++++ Material provided
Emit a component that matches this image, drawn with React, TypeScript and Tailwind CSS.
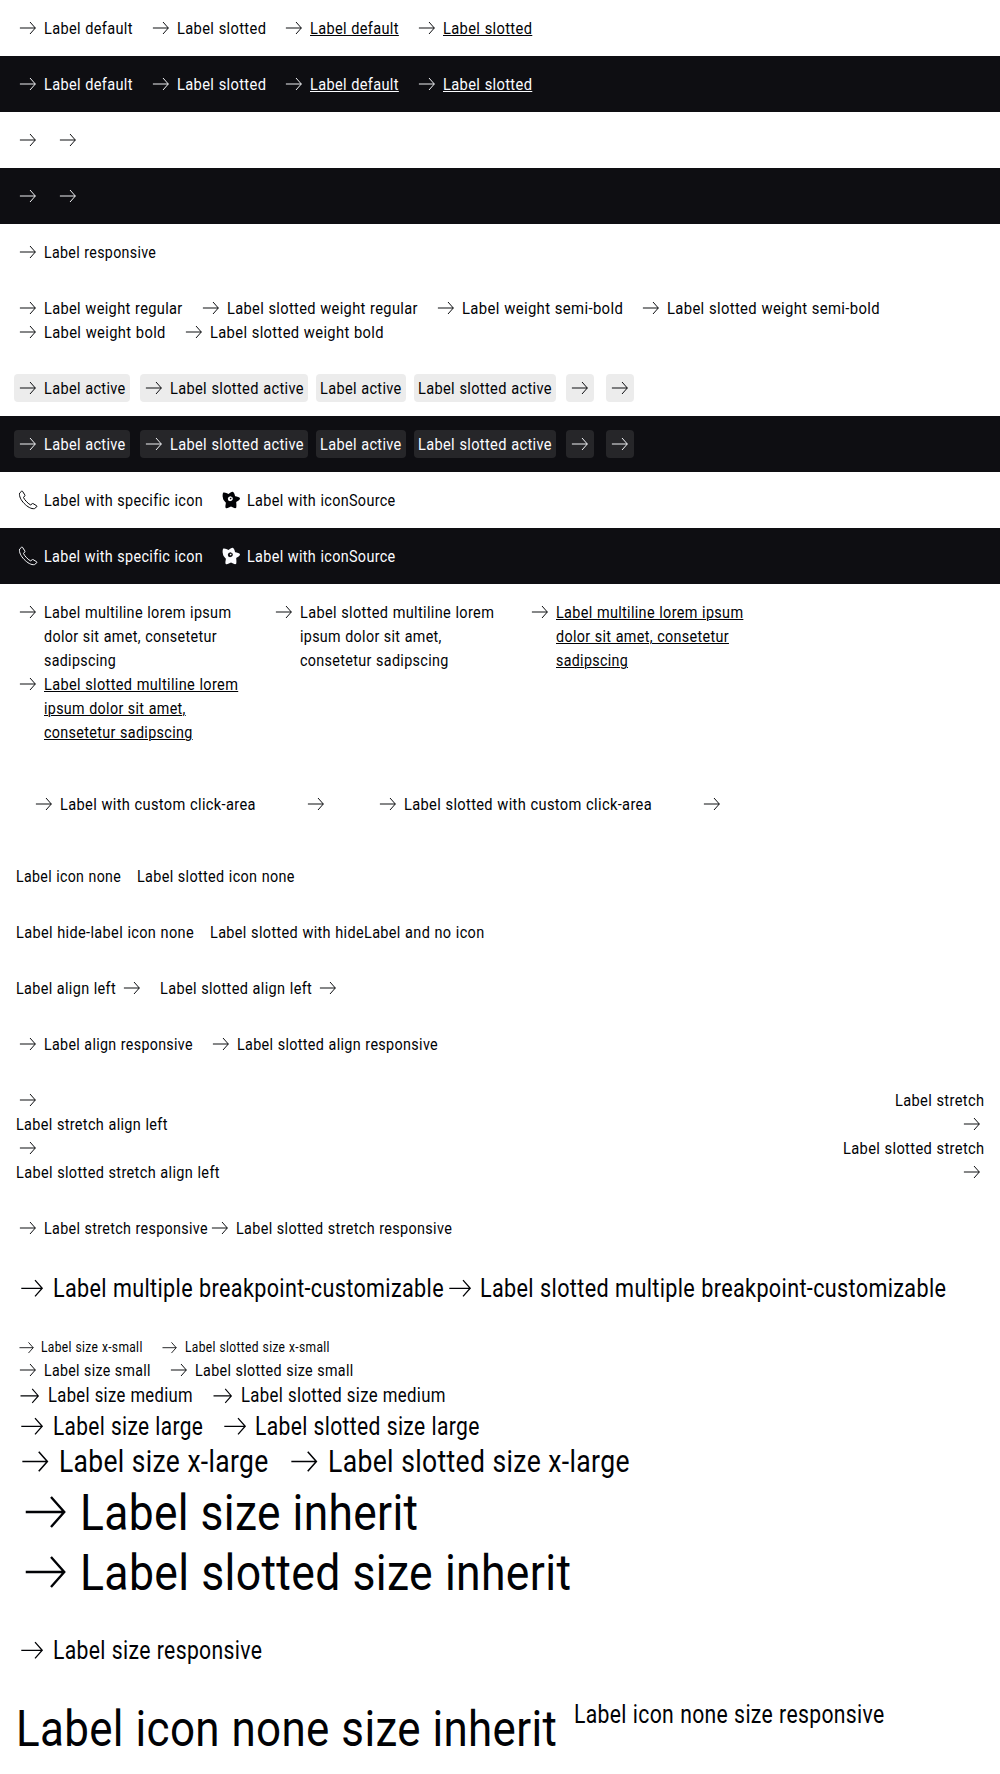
import { useLayoutEffect, useRef, type ReactNode } from 'react';

type Size = 'xs' | 'sm' | 'md' | 'lg' | 'xl' | 'inherit';
type IconName = 'arrow' | 'phone' | 'star' | 'none';

const textSize: Record<Size, string> = {
  xs: 'text-[14px] leading-[21.4px] h-[21.4px]',
  sm: 'text-[17px] leading-[24px] h-6',
  md: 'text-[20.2px] leading-[27.8px] h-[27.8px]',
  lg: 'text-[24.9px] leading-[34.4px] h-[32.6px]',
  xl: 'text-[31px] leading-[40.6px] h-[39.6px]',
  inherit: 'text-[50.6px] leading-[62px] h-[60px]',
};

const iconSize: Record<Size, string> = {
  xs: 'size-[21.4px]',
  sm: 'size-6',
  md: 'size-[27.8px]',
  lg: 'size-[32.6px]',
  xl: 'size-[39px]',
  inherit: 'size-[60px]',
};

/** One line of text, condensed horizontally to the given width. */
function Line({ text, width, size = 'sm', underline }: { text: string; width: number; size?: Size; underline?: boolean }) {
  const ref = useRef<HTMLSpanElement>(null);
  useLayoutEffect(() => {
    const el = ref.current;
    if (!el) return;
    el.style.transform = `scaleX(${width / el.offsetWidth})`;
  }, [text, width]);
  return (
    <span className={`block shrink-0 whitespace-nowrap ${textSize[size]}`} style={{ width }}>
      <span
        ref={ref}
        className={`inline-block origin-left ${underline ? 'underline decoration-1 underline-offset-[1px]' : ''}`}
      >
        {text}
      </span>
    </span>
  );
}

function Icon({ name = 'arrow', size = 'sm' }: { name?: IconName; size?: Size }) {
  return (
    <svg viewBox="0 0 24 24" className={`block shrink-0 ${iconSize[size]}`} fill="none" stroke="currentColor" strokeWidth="0.95">
      {name === 'arrow' && <path d="M3.900 12H19.400M14 6L19.300 12L14 18" />}
      {name === 'phone' && (
        <path
          strokeWidth="1"
          strokeLinejoin="round"
          d="M5.6 3.2L3.6 5.1C2.9 8.2 5 12.2 8.1 15.4C11.400 18.800 15.300 21.200 18.500 20.600L20.900 18.600C21.100 18.300 21 18 20.700 17.800L17.100 15.600C16.800 15.400 16.500 15.500 16.200 15.700L14.700 16.900C12.700 16.300 8.300 11.700 7.500 9.500L8.800 7.800C9 7.500 9 7.200 8.800 6.900L6.500 3.300C6.300 3 5.900 2.900 5.600 3.200Z"
        />
      )}
      {name === 'star' && (
        <path
          stroke="none"
          fill="currentColor"
          fillRule="evenodd"
          d="M13.600 3.800C14.900 3.800 15.600 6.200 16.100 8.200C17.700 8.300 20.900 9.200 21 10.400C21.100 11.700 18.500 13 17.200 13.900C17.300 15.700 17.800 19.300 16.900 20.100C15.700 20.700 13.500 19.200 12 18.600C10.500 19.200 8 20.700 6.800 20C5.900 19.300 6.700 16.300 6.900 14.700C5.600 13.400 3.600 11.300 4 10.100C3.400 8.600 3.500 5.500 4.300 4.600C5.900 4.100 8 5.500 9.500 6C10.800 5.100 12.300 3.800 13.600 3.800ZM11.500 8.300L9.600 9L8.800 10.800L9.300 12.500L11 13.200L13 12.600L13.900 11L13.400 9.200ZM12.200 9.500L12.500 10.800L11.300 11.500L10.700 10.300Z"
        />
      )}
    </svg>
  );
}

interface LinkProps {
  text?: string;
  w?: number;
  size?: Size;
  icon?: IconName;
  underline?: boolean;
  reverse?: boolean;
}

function PureLink({ text, w = 0, size = 'sm', icon = 'arrow', underline, reverse }: LinkProps) {
  return (
    <a className={`flex shrink-0 gap-1 ${reverse ? 'flex-row-reverse' : ''}`}>
      {icon !== 'none' && <Icon name={icon} size={size} />}
      {text && <Line text={text} width={w} size={size} underline={underline} />}
    </a>
  );
}

function ActiveLink({ text, w, icon = 'arrow' }: LinkProps) {
  const inset = icon === 'none' ? '-mx-1 px-1' : text ? '-ml-0.5 pl-0.5 -mr-1 pr-1' : '-mx-0.5 px-0.5';
  return (
    <span className={`-my-0.5 rounded-[4px] bg-[#949598]/18 py-0.5 ${inset}`}>
      <PureLink text={text} w={w} icon={icon} />
    </span>
  );
}

function Row({ dark, className = 'gap-4 p-4', children }: { dark?: boolean; className?: string; children: ReactNode }) {
  return (
    <section className={`flex ${dark ? 'bg-[#0e0e12] text-[#fbfcff]' : 'bg-white text-[#010205]'} ${className}`}>
      {children}
    </section>
  );
}

function Multiline({ lines, underline }: { lines: [string, number][]; underline?: boolean }) {
  return (
    <a className="flex w-60 gap-1">
      <Icon />
      <span>
        {lines.map(([text, w]) => (
          <Line key={text} text={text} width={w} underline={underline} />
        ))}
      </span>
    </a>
  );
}

function Stretch({ right, rightWidth, left, leftWidth }: { right: string; rightWidth: number; left: string; leftWidth: number }) {
  return (
    <>
      <a className="flex justify-between">
        <Icon />
        <Line text={right} width={rightWidth} />
      </a>
      <a className="flex justify-between">
        <Line text={left} width={leftWidth} />
        <Icon />
      </a>
    </>
  );
}

const plainLines: [string, number][] = [
  ['Label multiline lorem ipsum', 187.5],
  ['dolor sit amet, consetetur', 173],
  ['sadipscing', 72],
];
const slottedLines: [string, number][] = [
  ['Label slotted multiline lorem', 194],
  ['ipsum dolor sit amet,', 142],
  ['consetetur sadipscing', 148.5],
];

export default function App() {
  return (
    <main className="h-[1774px] w-[1000px] overflow-hidden bg-white font-[Roboto,sans-serif] font-normal tracking-[0.025em] [word-spacing:0.03em]">
      {[false, true].map((dark) => (
        <Row key={String(dark)} dark={dark}>
          <PureLink text="Label default" w={89} />
          <PureLink text="Label slotted" w={89} />
          <PureLink text="Label default" w={89} underline />
          <PureLink text="Label slotted" w={89} underline />
        </Row>
      ))}
      {[false, true].map((dark) => (
        <Row key={String(dark)} dark={dark}>
          <PureLink />
          <PureLink />
        </Row>
      ))}
      <Row>
        <PureLink text="Label responsive" w={112} />
      </Row>
      <Row className="flex-wrap gap-x-4 p-4">
        <PureLink text="Label weight regular" w={139} />
        <PureLink text="Label slotted weight regular" w={191} />
        <PureLink text="Label weight semi-bold" w={161} />
        <PureLink text="Label slotted weight semi-bold" w={212.5} />
        <PureLink text="Label weight bold" w={122} />
        <PureLink text="Label slotted weight bold" w={174} />
      </Row>
      {[false, true].map((dark) => (
        <Row key={String(dark)} dark={dark}>
          <ActiveLink text="Label active" w={82} />
          <ActiveLink text="Label slotted active" w={134} />
          <ActiveLink text="Label active" w={82} icon="none" />
          <ActiveLink text="Label slotted active" w={134} icon="none" />
          <ActiveLink />
          <ActiveLink />
        </Row>
      ))}
      {[false, true].map((dark) => (
        <Row key={String(dark)} dark={dark}>
          <PureLink text="Label with specific icon" w={159} icon="phone" />
          <PureLink text="Label with iconSource" w={149} icon="star" />
        </Row>
      ))}
      <Row className="flex-wrap gap-x-4 p-4">
        <Multiline lines={plainLines} />
        <Multiline lines={slottedLines} />
        <Multiline lines={plainLines} underline />
        <Multiline lines={slottedLines} underline />
      </Row>
      <Row className="gap-12 p-8">
        <PureLink text="Label with custom click-area" w={196} />
        <PureLink />
        <PureLink text="Label slotted with custom click-area" w={248} />
        <PureLink />
      </Row>
      <Row>
        <PureLink text="Label icon none" w={105} icon="none" />
        <PureLink text="Label slotted icon none" w={157.5} icon="none" />
      </Row>
      <Row>
        <PureLink text="Label hide-label icon none" w={178} icon="none" />
        <PureLink text="Label slotted with hideLabel and no icon" w={274.5} icon="none" />
      </Row>
      <Row>
        <PureLink text="Label align left" w={100} reverse />
        <PureLink text="Label slotted align left" w={152} reverse />
      </Row>
      <Row>
        <PureLink text="Label align responsive" w={149} />
        <PureLink text="Label slotted align responsive" w={201} />
      </Row>
      <Row className="flex-col p-4">
        <Stretch right="Label stretch" rightWidth={89.5} left="Label stretch align left" leftWidth={152} />
        <Stretch right="Label slotted stretch" rightWidth={141.5} left="Label slotted stretch align left" leftWidth={204} />
      </Row>
      <Row className="p-4">
        <PureLink text="Label stretch responsive" w={164} />
        <PureLink text="Label slotted stretch responsive" w={216} />
      </Row>
      <Row className="p-4">
        <PureLink size="lg" text="Label multiple breakpoint-customizable" w={391} />
        <PureLink size="lg" text="Label slotted multiple breakpoint-customizable" w={466} />
      </Row>
      <Row className="flex-col p-4">
        <div className="flex gap-4">
          <PureLink size="xs" text="Label size x-small" w={102} />
          <PureLink size="xs" text="Label slotted size x-small" w={145} />
        </div>
        <div className="flex gap-4">
          <PureLink size="sm" text="Label size small" w={106.5} />
          <PureLink size="sm" text="Label slotted size small" w={159} />
        </div>
        <div className="flex gap-4">
          <PureLink size="md" text="Label size medium" w={145} />
          <PureLink size="md" text="Label slotted size medium" w={205} />
        </div>
        <div className="flex gap-4">
          <PureLink size="lg" text="Label size large" w={150} />
          <PureLink size="lg" text="Label slotted size large" w={225} />
        </div>
        <div className="flex gap-4">
          <PureLink size="xl" text="Label size x-large" w={209.5} />
          <PureLink size="xl" text="Label slotted size x-large" w={302} />
        </div>
        <PureLink size="inherit" text="Label size inherit" w={338} />
        <PureLink size="inherit" text="Label slotted size inherit" w={491} />
      </Row>
      <Row>
        <PureLink size="lg" text="Label size responsive" w={209} />
      </Row>
      <Row className="gap-4 px-4 pt-[15px]">
        <PureLink size="inherit" icon="none" text="Label icon none size inherit" w={541.5} />
        <PureLink size="lg" icon="none" text="Label icon none size responsive" w={311} />
      </Row>
    </main>
  );
}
++++++++
Return all lines containing "with".

* **Final result**
Emit a component that matches this image, drawn with React, TypeScript and Tailwind CSS.
          <PureLink text="Label with specific icon" w={159} icon="phone" />
          <PureLink text="Label with iconSource" w={149} icon="star" />
        <PureLink text="Label with custom click-area" w={196} />
        <PureLink text="Label slotted with custom click-area" w={248} />
        <PureLink text="Label slotted with hideLabel and no icon" w={274.5} icon="none" />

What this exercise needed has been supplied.